Task instructions:
Without the pictures, can you quote each line below exactly?

• • • •

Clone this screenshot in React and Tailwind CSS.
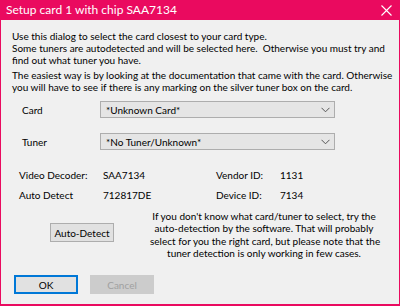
import React from "react";

function Chevron() {
  return (
    <svg width="9" height="6" viewBox="0 0 9 6" className="block">
      <path d="M0.5 0.8 L4.5 4.8 L8.5 0.8" fill="none" stroke="#555" strokeWidth="1" />
    </svg>
  );
}

function Select({ value }) {
  return (
    <div className="w-[235px] h-[17px] bg-[#e5e5e5] border border-[#adadad] flex items-center justify-between pl-[5px] pr-[4px]">
      <span>{value}</span>
      <Chevron />
    </div>
  );
}

export default function App() {
  return (
    <div className="w-[400px] h-[306px] overflow-hidden flex flex-col bg-[#ea0a5f] text-[10px] leading-[12px] text-black whitespace-nowrap" style={{ fontFamily: 'Lato, "Liberation Sans", sans-serif' }}>
      <div className="h-[20px] shrink-0 flex items-center justify-between pl-[6px] pr-[8px] text-white">
        <span className="text-[12px]">Setup card 1 with chip SAA7134</span>
        <svg width="11" height="11" viewBox="0 0 11 11"><path d="M0.5 0.5 L10.5 10.5 M10.5 0.5 L0.5 10.5" stroke="#fff" strokeWidth="1.1" /></svg>
      </div>
      <div className="flex-1 mx-[1px] mb-[2px] bg-[#f0f0f0] flex flex-col pt-[10px] pl-[11px] overflow-hidden">
        <p>Use this dialog to select the card closest to your card type.<br />Some tuners are autodetected and will be selected here.&nbsp; Otherwise you must try and<br />find out what tuner you have.</p>
        <p className="mt-[3px]">The easiest way is by looking at the documentation that came with the card. Otherwise<br />you will have to see if there is any marking on the silver tuner box on the card.</p>
        <div className="mt-[8px] flex items-center">
          <span className="w-[88px] pl-[10px]">Card</span>
          <Select value="*Unknown Card*" />
        </div>
        <div className="mt-[15px] flex items-center">
          <span className="w-[88px] pl-[10px]">Tuner</span>
          <Select value="*No Tuner/Unknown*" />
        </div>
        <div className="mt-[19px] grid grid-cols-[84px_113px_64px_auto] gap-y-[8px] pl-[7px]">
          <span>Video Decoder:</span><span>SAA7134</span><span>Vendor ID:</span><span>1131</span>
          <span>Auto Detect</span><span>712817DE</span><span>Device ID:</span><span>7134</span>
        </div>
        <div className="mt-[9px] flex items-start">
          <div className="w-[138px] flex pl-[38px] pt-[13px]">
            <button className="w-[64px] h-[19px] bg-[#e1e1e1] border border-[#adadad]">Auto-Detect</button>
          </div>
          <p className="w-[228px] text-center leading-[12.3px]">If you don't know what card/tuner to select, try the<br />auto-detection by the software. That will probably<br />select for you the right card, but please note that the<br />tuner detection is only working in few cases.</p>
        </div>
        <div className="mt-[16px] flex gap-[12px] pl-[2px]">
          <button className="w-[64px] h-[19px] bg-[#e1e1e1] border-2 border-[#0078d7]">OK</button>
          <button className="w-[64px] h-[19px] bg-[#cccccc] border border-[#cccccc] text-[#a0a0a0]">Cancel</button>
        </div>
      </div>
    </div>
  );
}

• • • •

Exercise output:
Clone this screenshot in React and Tailwind CSS.
import React from "react";

function Chevron() {
  return (
    <svg width="9" height="6" viewBox="0 0 9 6" className="block">
      <path d="M0.5 0.8 L4.5 4.8 L8.5 0.8" fill="none" stroke="#555" strokeWidth="1" />
    </svg>
  );
}

function Select({ value }) {
  return (
    <div className="w-[235px] h-[17px] bg-[#e5e5e5] border border-[#adadad] flex items-center justify-between pl-[5px] pr-[4px]">
      <span>{value}</span>
      <Chevron />
    </div>
  );
}

export default function App() {
  return (
    <div className="w-[400px] h-[306px] overflow-hidden flex flex-col bg-[#ea0a5f] text-[10px] leading-[12px] text-black whitespace-nowrap" style={{ fontFamily: 'Lato, "Liberation Sans", sans-serif' }}>
      <div className="h-[20px] shrink-0 flex items-center justify-between pl-[6px] pr-[8px] text-white">
        <span className="text-[12px]">Setup card 1 with chip SAA7134</span>
        <svg width="11" height="11" viewBox="0 0 11 11"><path d="M0.5 0.5 L10.5 10.5 M10.5 0.5 L0.5 10.5" stroke="#fff" strokeWidth="1.1" /></svg>
      </div>
      <div className="flex-1 mx-[1px] mb-[2px] bg-[#f0f0f0] flex flex-col pt-[10px] pl-[11px] overflow-hidden">
        <p>Use this dialog to select the card closest to your card type.<br />Some tuners are autodetected and will be selected here.&nbsp; Otherwise you must try and<br />find out what tuner you have.</p>
        <p className="mt-[3px]">The easiest way is by looking at the documentation that came with the card. Otherwise<br />you will have to see if there is any marking on the silver tuner box on the card.</p>
        <div className="mt-[8px] flex items-center">
          <span className="w-[88px] pl-[10px]">Card</span>
          <Select value="*Unknown Card*" />
        </div>
        <div className="mt-[15px] flex items-center">
          <span className="w-[88px] pl-[10px]">Tuner</span>
          <Select value="*No Tuner/Unknown*" />
        </div>
        <div className="mt-[19px] grid grid-cols-[84px_113px_64px_auto] gap-y-[8px] pl-[7px]">
          <span>Video Decoder:</span><span>SAA7134</span><span>Vendor ID:</span><span>1131</span>
          <span>Auto Detect</span><span>712817DE</span><span>Device ID:</span><span>7134</span>
        </div>
        <div className="mt-[9px] flex items-start">
          <div className="w-[138px] flex pl-[38px] pt-[13px]">
            <button className="w-[64px] h-[19px] bg-[#e1e1e1] border border-[#adadad]">Auto-Detect</button>
          </div>
          <p className="w-[228px] text-center leading-[12.3px]">If you don't know what card/tuner to select, try the<br />auto-detection by the software. That will probably<br />select for you the right card, but please note that the<br />tuner detection is only working in few cases.</p>
        </div>
        <div className="mt-[16px] flex gap-[12px] pl-[2px]">
          <button className="w-[64px] h-[19px] bg-[#e1e1e1] border-2 border-[#0078d7]">OK</button>
          <button className="w-[64px] h-[19px] bg-[#cccccc] border border-[#cccccc] text-[#a0a0a0]">Cancel</button>
        </div>
      </div>
    </div>
  );
}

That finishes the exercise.